HOW MUCH WATER ARE YOU USING:

If you are on a public water system, chances are you have a water meter somewhere on or near your property. In addition to telling you how much water you are using, it can help you detect leaks.

Water meters look a little like a speedometer. Subtract the first reading from the second to find out how many cubic feet of water you have used. A cubic foot contains 7.5 gallons of water. For example: If the first reading is 006300 and the second reading - a week later - is 006400, then your use for one week was 100 cubic feet or 750 gallons (100 cubic feet x 7.5 gallons per cubic foot = 750 gallons), an average of slightly more than 107 gallons per day. In some communities all you need to do is read your water bill to discover this information.

To use your water meter to detect a hidden leak, turn off every plumbing fixture in your house for a couple of hours. And, don't forget the built-in icemaker or the reverse-osmosis water filtration system. They turn themselves on automatically. Once everything is off, take a meter reading. If the reading changes, a leak exists.

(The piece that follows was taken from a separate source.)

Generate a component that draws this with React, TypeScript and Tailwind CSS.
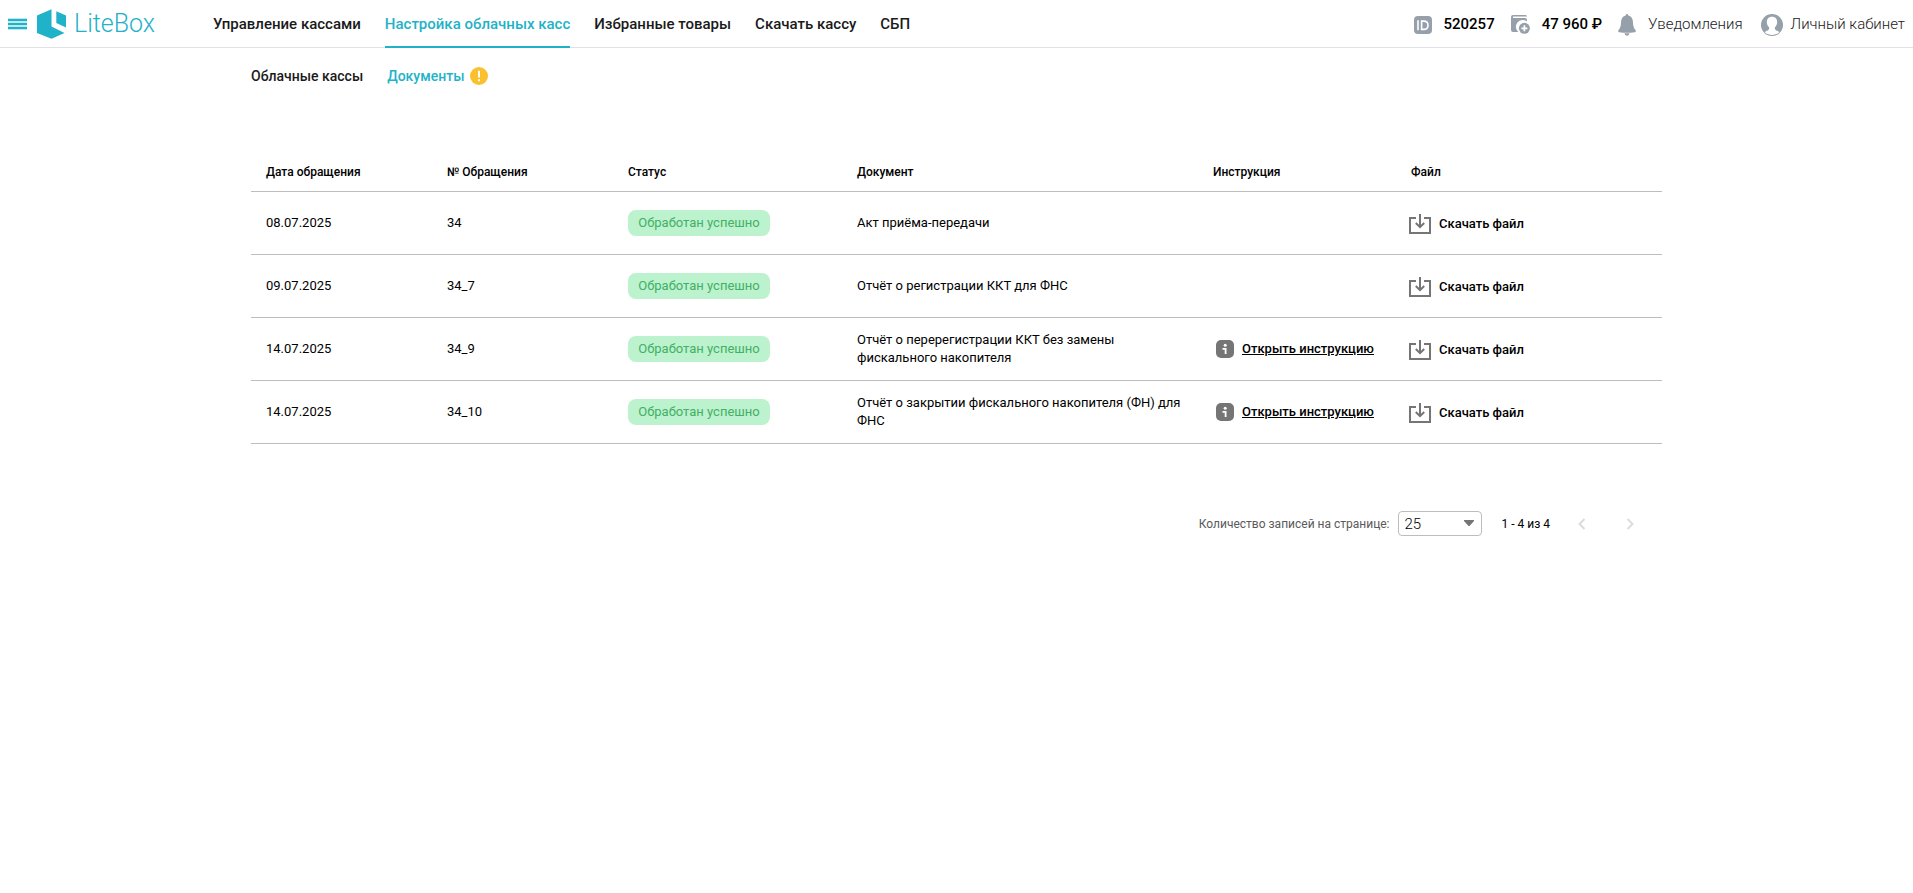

Most water gets used in the bathroom, so that is where you have to be most careful. Don't flush conservation away. Most toilets installed before the early 1980s used 5 to 7 gallons of water per flush. Those installed between the early '80s and most recently use 3.5 gallons per flush, and today almost every state is mandating the use of 1.6-gallon toilets. If you are like most people, toilet use in your house accounts for 40 percent of your water use. Converting from a 7-gallon toilet to a 1.6-gallon one can reduce your overall water use by 25 percent or more. A leaky toilet can cost you 50 gallons of water or more per day regardless of its size. To find out if your toilet leaks, remove the tank lid and add about 7 drops of red or blue food coloring. Do not flush for about 15 to 20 minutes. If the water in the bowl becomes colored, a leak exists.

Low-flow water fixtures also save on waste, especially at the showerhead. You might have a showerhead in your home that allows a flow of 7 gallons per minute. A five-minute shower can use 35 gallons of water. A low-flow showerhead (3.5 gallons per minute) can reduce the water used in a shower by half. Multiply the savings by the persons showering each day and the number of showers taken per day by each person.

There is another hidden expense when taking a shower, and it rears its ugly head each month in your gas and electric bill. Remember the less water you use for a shower, the less hot water needed to get the job done.

And, by the way, low-flow showerheads are aerated and feel similar to a shower you might take with an old-fashioned showerhead.

The kitchen and laundry also can be big waste centers. Dishwashers and clothes washers can use 17 to 35 gallons of water per load. Be a good manager and run only full loads.

During the summer, outdoor water use can run the needle off the chart. Washing an automobile can use 100 gallons of water and washing down a sidewalk easily can consume 60 gallons or more.